• [Given material]:
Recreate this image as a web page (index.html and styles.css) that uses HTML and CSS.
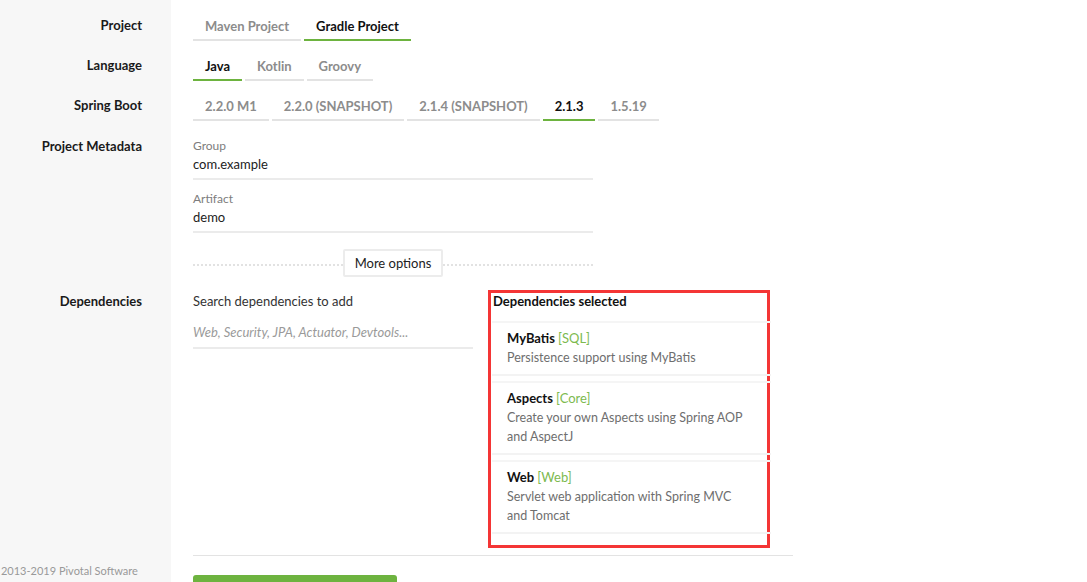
FILE: index.html
```html
<!DOCTYPE html>
<html lang="en">
<head>
<meta charset="utf-8">
<title>Spring Initializr</title>
<link rel="stylesheet" href="styles.css">
</head>
<body>
<main class="form">
  <div class="row row-first">
    <div class="label">Project</div>
    <div class="tabs">
      <span class="tab">Maven Project</span>
      <span class="tab active">Gradle Project</span>
    </div>
  </div>
  <div class="row">
    <div class="label">Language</div>
    <div class="tabs">
      <span class="tab active">Java</span>
      <span class="tab">Kotlin</span>
      <span class="tab">Groovy</span>
    </div>
  </div>
  <div class="row">
    <div class="label">Spring Boot</div>
    <div class="tabs">
      <span class="tab">2.2.0 M1</span>
      <span class="tab">2.2.0 (SNAPSHOT)</span>
      <span class="tab">2.1.4 (SNAPSHOT)</span>
      <span class="tab active">2.1.3</span>
      <span class="tab">1.5.19</span>
    </div>
  </div>
  <div class="row row-meta">
    <div class="label label-meta">Project Metadata</div>
    <div class="meta">
      <div class="field">
        <div class="field-label">Group</div>
        <div class="field-value">com.example</div>
      </div>
      <div class="field field-next">
        <div class="field-label">Artifact</div>
        <div class="field-value">demo</div>
      </div>
      <div class="more">
        <span class="dots"></span>
        <span class="more-btn">More options</span>
        <span class="dots"></span>
      </div>
    </div>
  </div>
  <div class="row row-deps">
    <div class="label label-deps">Dependencies</div>
    <div class="deps">
      <div class="search">
        <div class="search-title">Search dependencies to add</div>
        <div class="search-input">Web, Security, JPA, Actuator, Devtools...</div>
      </div>
      <div class="selected">
        <div class="selected-title">Dependencies selected</div>
        <div class="card">
          <div class="card-title">MyBatis <span class="tag">[SQL]</span></div>
          <div class="card-desc">Persistence support using MyBatis</div>
        </div>
        <div class="card">
          <div class="card-title">Aspects <span class="tag">[Core]</span></div>
          <div class="card-desc">Create your own Aspects using Spring AOP and AspectJ</div>
        </div>
        <div class="card">
          <div class="card-title">Web <span class="tag">[Web]</span></div>
          <div class="card-desc">Servlet web application with Spring MVC and Tomcat</div>
        </div>
      </div>
    </div>
  </div>
  <div class="row row-foot">
    <div class="footer">© 2013-2019 Pivotal Software</div>
    <div class="actions">
      <div class="rule"></div>
      <div class="generate"></div>
    </div>
  </div>
</main>
</body>
</html>
```
FILE: styles.css
```css
html, body {
  margin: 0;
  padding: 0;
  height: 100%;
  overflow: hidden;
}
body {
  font-family: Lato, "Liberation Sans", sans-serif;
  color: #222;
  font-size: 13px;
  background: linear-gradient(to right, #f7f7f7 171px, #ffffff 171px);
}
.form {
  padding-top: 10px;
}
.row {
  display: grid;
  grid-template-columns: 171px 1fr;
  padding-bottom: 9px;
}
.label {
  text-align: right;
  padding-right: 29px;
  font-weight: bold;
  font-size: 13px;
  line-height: 20px;
  padding-top: 5px;
  color: #1a1a1a;
}
.tabs {
  display: flex;
  gap: 3px;
  padding-left: 22px;
}
.tab {
  font-weight: bold;
  font-size: 13px;
  line-height: 20px;
  padding: 6px 12px 3px;
  color: #8c8c8c;
  border-bottom: 2px solid #e3e3e3;
}
.tab.active {
  color: #111;
  border-bottom-color: #6db33f;
}

.row-meta {
  padding-bottom: 13px;
}
.label-meta {
  padding-top: 6px;
}
.meta {
  padding-left: 22px;
  padding-top: 7px;
  width: 400px;
}
.field {
  border-bottom: 2px solid #ebebeb;
  padding-bottom: 5px;
}
.field-next {
  margin-top: 10px;
}
.field-label {
  font-size: 12px;
  line-height: 18px;
  color: #7d7d7d;
}
.field-value {
  font-size: 13px;
  line-height: 18px;
  color: #222;
}
.more {
  display: flex;
  align-items: center;
  margin-top: 16px;
}
.dots {
  flex: 1;
  border-top: 2px dotted #e2e2e2;
  margin-top: 4px;
}
.more-btn {
  border: 2px solid #ececec;
  border-radius: 2px;
  padding: 2px 10px;
  line-height: 20px;
  font-size: 13px;
  color: #222;
}

.row-deps {
  padding-bottom: 0;
}
.label-deps {
  padding-top: 1px;
}
.deps {
  display: flex;
  gap: 15px;
  padding-left: 22px;
}
.search {
  width: 280px;
}
.search-title {
  padding-top: 1px;
  line-height: 20px;
  color: #333;
}
.search-input {
  margin-top: 10px;
  padding: 1px 0 5px;
  line-height: 20px;
  font-style: italic;
  color: #9a9a9a;
  border-bottom: 2px solid #ebebeb;
}
.selected {
  width: 275px;
  border: 3px solid #f43535;
  padding: 0 0 11px 1px;
}
.selected-title {
  font-weight: bold;
  font-size: 13px;
  line-height: 16px;
  padding-left: 1px;
  margin-bottom: 12px;
  color: #111;
}
.card {
  border-top: 2px solid #f5f5f5;
  border-bottom: 2px solid #f3f3f3;
  padding: 6px 20px 7px 15px;
  margin-right: -4px;
  margin-bottom: 5px;
}
.card:last-child {
  margin-bottom: 0;
}
.card-title {
  font-weight: bold;
  line-height: 19px;
  color: #111;
}
.tag {
  font-weight: normal;
  color: #7dba4f;
}
.card-desc {
  line-height: 19px;
  color: #6e6e6e;
  font-size: 12.5px;
}

.row-foot {
  padding-top: 7px;
}
.footer {
  font-size: 11px;
  line-height: 16px;
  color: #999;
  padding-top: 8px;
  margin-left: -11px;
  white-space: nowrap;
}
.actions {
  padding-left: 22px;
}
.rule {
  width: 600px;
  border-top: 1px solid #e3e3e3;
}
.generate {
  margin-top: 19px;
  width: 204px;
  height: 40px;
  background: #6db33f;
  border-radius: 3px 3px 0 0;
}
```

• [Short problem]:
Copy each line above that contains the word "styles".

• [Written reply]:
Recreate this image as a web page (index.html and styles.css) that uses HTML and CSS.
<link rel="stylesheet" href="styles.css">
FILE: styles.css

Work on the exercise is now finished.